- **REQUEST**: Extract each line of the material that follows exactly and omit its pictures.

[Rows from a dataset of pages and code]
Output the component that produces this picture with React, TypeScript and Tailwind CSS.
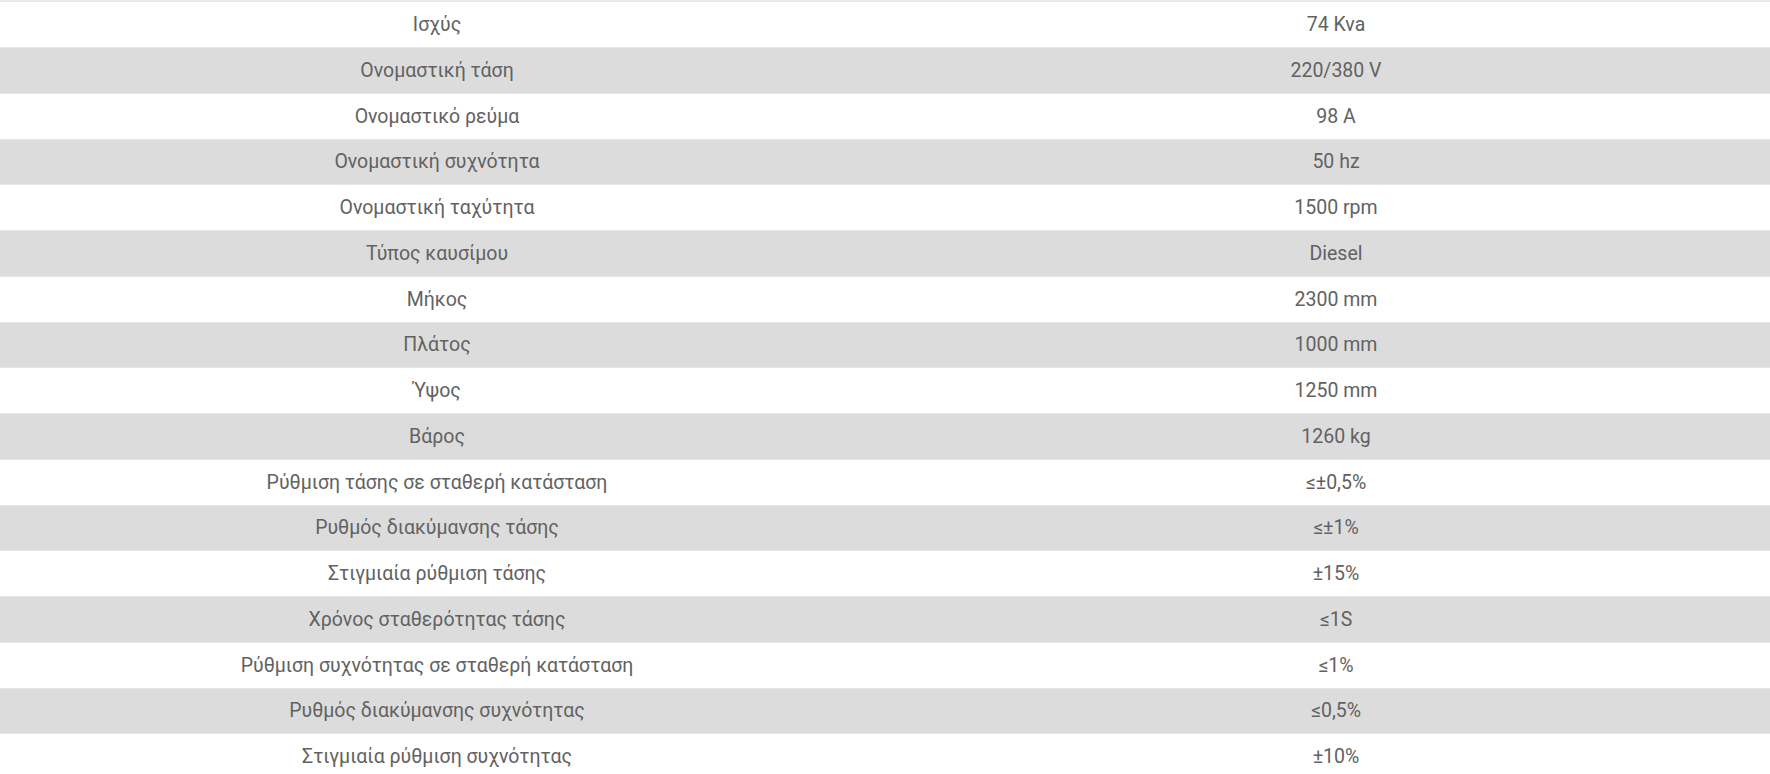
const specs: [string, string][] = [
  ['Ισχύς', '74 Kva'],
  ['Ονομαστική τάση', '220/380 V'],
  ['Ονομαστικό ρεύμα', '98 A'],
  ['Ονομαστική συχνότητα', '50 hz'],
  ['Ονομαστική ταχύτητα', '1500 rpm'],
  ['Τύπος καυσίμου', 'Diesel'],
  ['Μήκος', '2300 mm'],
  ['Πλάτος', '1000 mm'],
  ['Ύψος', '1250 mm'],
  ['Βάρος', '1260 kg'],
  ['Ρύθμιση τάσης σε σταθερή κατάσταση', '≤±0,5%'],
  ['Ρυθμός διακύμανσης τάσης', '≤±1%'],
  ['Στιγμιαία ρύθμιση τάσης', '±15%'],
  ['Χρόνος σταθερότητας τάσης', '≤1S'],
  ['Ρύθμιση συχνότητας σε σταθερή κατάσταση', '≤1%'],
  ['Ρυθμός διακύμανσης συχνότητας', '≤0,5%'],
  ['Στιγμιαία ρύθμιση συχνότητας', '±10%'],
];

export default function App() {
  return (
    <div className="w-[1770px] h-[774px] overflow-hidden bg-white font-['Roboto',sans-serif] text-[19.5px] text-[#626262]">
      <div className="border-t border-[#ebebeb] pt-[0.25px]">
        {specs.map(([label, value], i) => (
          <div
            key={label}
            className={`grid grid-cols-[874px_1fr] h-[45.75px] border-t border-[#e6e6e6] ${
              i % 2 === 1 ? 'bg-[#dcdcdc]' : 'bg-white'
            }`}
          >
            <div className="flex items-center justify-center">{label}</div>
            <div className="flex items-center justify-center pl-[28px]">{value}</div>
          </div>
        ))}
      </div>
    </div>
  );
}
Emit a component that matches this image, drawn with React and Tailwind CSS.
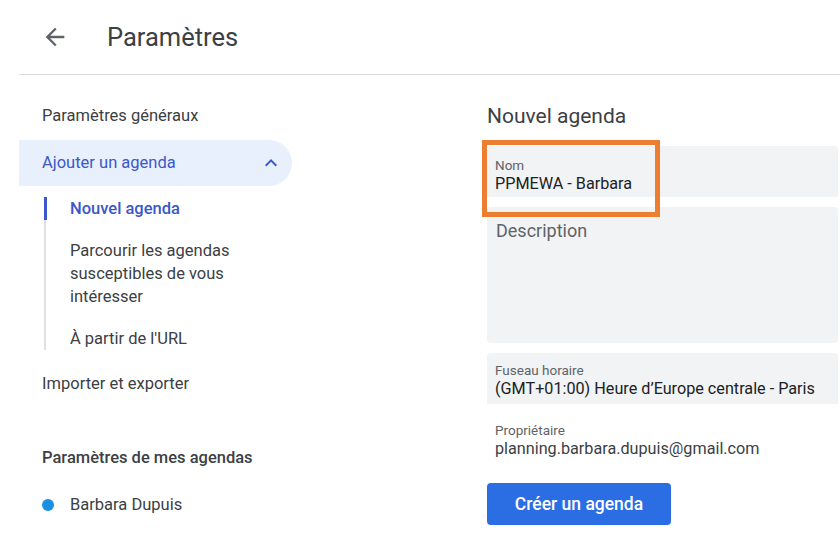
export default function App() {
  return (
    <div className="w-[840px] h-[546px] bg-white overflow-hidden text-[#3c4043]" style={{ fontFamily: 'Roboto, "Liberation Sans", Arial, sans-serif' }}>
      <header className="h-[75px] ml-[19px] border-b border-[#dadce0] flex items-center">
        <div className="w-[88px] flex items-center pl-[22px]">
          <svg width="28" height="28" viewBox="0 0 24 24" fill="#5f6368">
            <path d="M20 11H7.83l5.59-5.59L12 4l-8 8 8 8 1.41-1.41L7.83 13H20v-2z" />
          </svg>
        </div>
        <h1 className="text-[25.5px] leading-[32px] text-[#3c4043] font-normal">Paramètres</h1>
      </header>

      <div className="flex">
        <nav className="w-[292px] shrink-0 pt-[18px] text-[16.5px]">
          <div className="h-[46px] flex items-center pl-[42px]">Paramètres généraux</div>
          <div className="mt-px ml-[19px] h-[46px] rounded-r-full bg-[#e8f0fe] flex items-center justify-between pl-[23px] pr-[9px] text-[#3a58c9]">
            <span>Ajouter un agenda</span>
            <svg width="24" height="24" viewBox="0 0 24 24" fill="#3a58c9">
              <path d="M12 8l-6 6 1.41 1.41L12 10.83l4.59 4.58L18 14z" />
            </svg>
          </div>
          <div className="mt-[11px] ml-[44px] border-l-2 border-[#e0e0e0] flex flex-col gap-[19px] leading-[23px]">
            <div className="-ml-[2px] border-l-[3px] border-[#3a58c9] pl-[23px] text-[#3a58c9] font-medium">Nouvel agenda</div>
            <div className="pl-[24px]">
              Parcourir les agendas
              <br />
              susceptibles de vous
              <br />
              intéresser
            </div>
            <div className="pl-[24px]">À partir de l'URL</div>
          </div>
          <div className="mt-[11px] h-[46px] flex items-center pl-[42px]">Importer et exporter</div>
          <div className="mt-[39px] pl-[42px] leading-[23px] font-medium text-[#3c4043]">Paramètres de mes agendas</div>
          <div className="mt-[24px] pl-[42px] leading-[23px] flex items-center">
            <span className="w-[12px] h-[12px] rounded-full bg-[#1a8fe3] mr-[16px]"></span>
            <span>Barbara Dupuis</span>
          </div>
        </nav>

        <main className="flex-1 ml-[195px] mr-[2px] pt-[27px]">
          <h2 className="text-[21px] leading-[28px] text-[#3c4043] font-normal">Nouvel agenda</h2>

          <div className="relative mt-[16px] h-[51px] bg-[#f1f3f4] rounded-t-[4px] pl-[8px] pt-[11px]">
            <div className="text-[13.5px] leading-[16px] text-[#5f6368]">Nom</div>
            <div className="mt-px text-[16.2px] leading-[20px] text-[#202124]">PPMEWA - Barbara</div>
            <div className="absolute -left-[5px] -top-[6px] w-[178px] h-[77px] border-[5px] border-[#ed7d31]"></div>
          </div>

          <div className="mt-[10px] h-[136px] bg-[#f1f3f4] rounded-[4px] pl-[9px] pt-[13px]">
            <div className="text-[18px] leading-[22px] text-[#5f6368]">Description</div>
          </div>

          <div className="mt-[10px] h-[51px] bg-[#f1f3f4] rounded-t-[4px] pl-[8px] pt-[9px]">
            <div className="text-[13.5px] leading-[16px] text-[#5f6368]">Fuseau horaire</div>
            <div className="mt-px text-[16.2px] leading-[20px] text-[#202124]">(GMT+01:00) Heure d’Europe centrale - Paris</div>
          </div>

          <div className="mt-[18px] pl-[8px]">
            <div className="text-[13.5px] leading-[16px] text-[#5f6368]">Propriétaire</div>
            <div className="mt-px text-[16.2px] leading-[20px] text-[#3c4043]">planning.barbara.dupuis@gmail.com</div>
          </div>

          <button className="mt-[24px] w-[184px] h-[42px] rounded-[4px] bg-[#2b6de3] text-white text-[17.5px] font-medium flex items-center justify-center">
            Créer un agenda
          </button>
        </main>
      </div>
    </div>
  );
}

- **EXERCISE RESPONSE**:
Output the component that produces this picture with React, TypeScript and Tailwind CSS.
const specs: [string, string][] = [
  ['Ισχύς', '74 Kva'],
  ['Ονομαστική τάση', '220/380 V'],
  ['Ονομαστικό ρεύμα', '98 A'],
  ['Ονομαστική συχνότητα', '50 hz'],
  ['Ονομαστική ταχύτητα', '1500 rpm'],
  ['Τύπος καυσίμου', 'Diesel'],
  ['Μήκος', '2300 mm'],
  ['Πλάτος', '1000 mm'],
  ['Ύψος', '1250 mm'],
  ['Βάρος', '1260 kg'],
  ['Ρύθμιση τάσης σε σταθερή κατάσταση', '≤±0,5%'],
  ['Ρυθμός διακύμανσης τάσης', '≤±1%'],
  ['Στιγμιαία ρύθμιση τάσης', '±15%'],
  ['Χρόνος σταθερότητας τάσης', '≤1S'],
  ['Ρύθμιση συχνότητας σε σταθερή κατάσταση', '≤1%'],
  ['Ρυθμός διακύμανσης συχνότητας', '≤0,5%'],
  ['Στιγμιαία ρύθμιση συχνότητας', '±10%'],
];

export default function App() {
  return (
    <div className="w-[1770px] h-[774px] overflow-hidden bg-white font-['Roboto',sans-serif] text-[19.5px] text-[#626262]">
      <div className="border-t border-[#ebebeb] pt-[0.25px]">
        {specs.map(([label, value], i) => (
          <div
            key={label}
            className={`grid grid-cols-[874px_1fr] h-[45.75px] border-t border-[#e6e6e6] ${
              i % 2 === 1 ? 'bg-[#dcdcdc]' : 'bg-white'
            }`}
          >
            <div className="flex items-center justify-center">{label}</div>
            <div className="flex items-center justify-center pl-[28px]">{value}</div>
          </div>
        ))}
      </div>
    </div>
  );
}
Emit a component that matches this image, drawn with React and Tailwind CSS.
export default function App() {
  return (
    <div className="w-[840px] h-[546px] bg-white overflow-hidden text-[#3c4043]" style={{ fontFamily: 'Roboto, "Liberation Sans", Arial, sans-serif' }}>
      <header className="h-[75px] ml-[19px] border-b border-[#dadce0] flex items-center">
        <div className="w-[88px] flex items-center pl-[22px]">
          <svg width="28" height="28" viewBox="0 0 24 24" fill="#5f6368">
            <path d="M20 11H7.83l5.59-5.59L12 4l-8 8 8 8 1.41-1.41L7.83 13H20v-2z" />
          </svg>
        </div>
        <h1 className="text-[25.5px] leading-[32px] text-[#3c4043] font-normal">Paramètres</h1>
      </header>

      <div className="flex">
        <nav className="w-[292px] shrink-0 pt-[18px] text-[16.5px]">
          <div className="h-[46px] flex items-center pl-[42px]">Paramètres généraux</div>
          <div className="mt-px ml-[19px] h-[46px] rounded-r-full bg-[#e8f0fe] flex items-center justify-between pl-[23px] pr-[9px] text-[#3a58c9]">
            <span>Ajouter un agenda</span>
            <svg width="24" height="24" viewBox="0 0 24 24" fill="#3a58c9">
              <path d="M12 8l-6 6 1.41 1.41L12 10.83l4.59 4.58L18 14z" />
            </svg>
          </div>
          <div className="mt-[11px] ml-[44px] border-l-2 border-[#e0e0e0] flex flex-col gap-[19px] leading-[23px]">
            <div className="-ml-[2px] border-l-[3px] border-[#3a58c9] pl-[23px] text-[#3a58c9] font-medium">Nouvel agenda</div>
            <div className="pl-[24px]">
              Parcourir les agendas
              <br />
              susceptibles de vous
              <br />
              intéresser
            </div>
            <div className="pl-[24px]">À partir de l'URL</div>
          </div>
          <div className="mt-[11px] h-[46px] flex items-center pl-[42px]">Importer et exporter</div>
          <div className="mt-[39px] pl-[42px] leading-[23px] font-medium text-[#3c4043]">Paramètres de mes agendas</div>
          <div className="mt-[24px] pl-[42px] leading-[23px] flex items-center">
            <span className="w-[12px] h-[12px] rounded-full bg-[#1a8fe3] mr-[16px]"></span>
            <span>Barbara Dupuis</span>
          </div>
        </nav>

        <main className="flex-1 ml-[195px] mr-[2px] pt-[27px]">
          <h2 className="text-[21px] leading-[28px] text-[#3c4043] font-normal">Nouvel agenda</h2>

          <div className="relative mt-[16px] h-[51px] bg-[#f1f3f4] rounded-t-[4px] pl-[8px] pt-[11px]">
            <div className="text-[13.5px] leading-[16px] text-[#5f6368]">Nom</div>
            <div className="mt-px text-[16.2px] leading-[20px] text-[#202124]">PPMEWA - Barbara</div>
            <div className="absolute -left-[5px] -top-[6px] w-[178px] h-[77px] border-[5px] border-[#ed7d31]"></div>
          </div>

          <div className="mt-[10px] h-[136px] bg-[#f1f3f4] rounded-[4px] pl-[9px] pt-[13px]">
            <div className="text-[18px] leading-[22px] text-[#5f6368]">Description</div>
          </div>

          <div className="mt-[10px] h-[51px] bg-[#f1f3f4] rounded-t-[4px] pl-[8px] pt-[9px]">
            <div className="text-[13.5px] leading-[16px] text-[#5f6368]">Fuseau horaire</div>
            <div className="mt-px text-[16.2px] leading-[20px] text-[#202124]">(GMT+01:00) Heure d’Europe centrale - Paris</div>
          </div>

          <div className="mt-[18px] pl-[8px]">
            <div className="text-[13.5px] leading-[16px] text-[#5f6368]">Propriétaire</div>
            <div className="mt-px text-[16.2px] leading-[20px] text-[#3c4043]">planning.barbara.dupuis@gmail.com</div>
          </div>

          <button className="mt-[24px] w-[184px] h-[42px] rounded-[4px] bg-[#2b6de3] text-white text-[17.5px] font-medium flex items-center justify-center">
            Créer un agenda
          </button>
        </main>
      </div>
    </div>
  );
}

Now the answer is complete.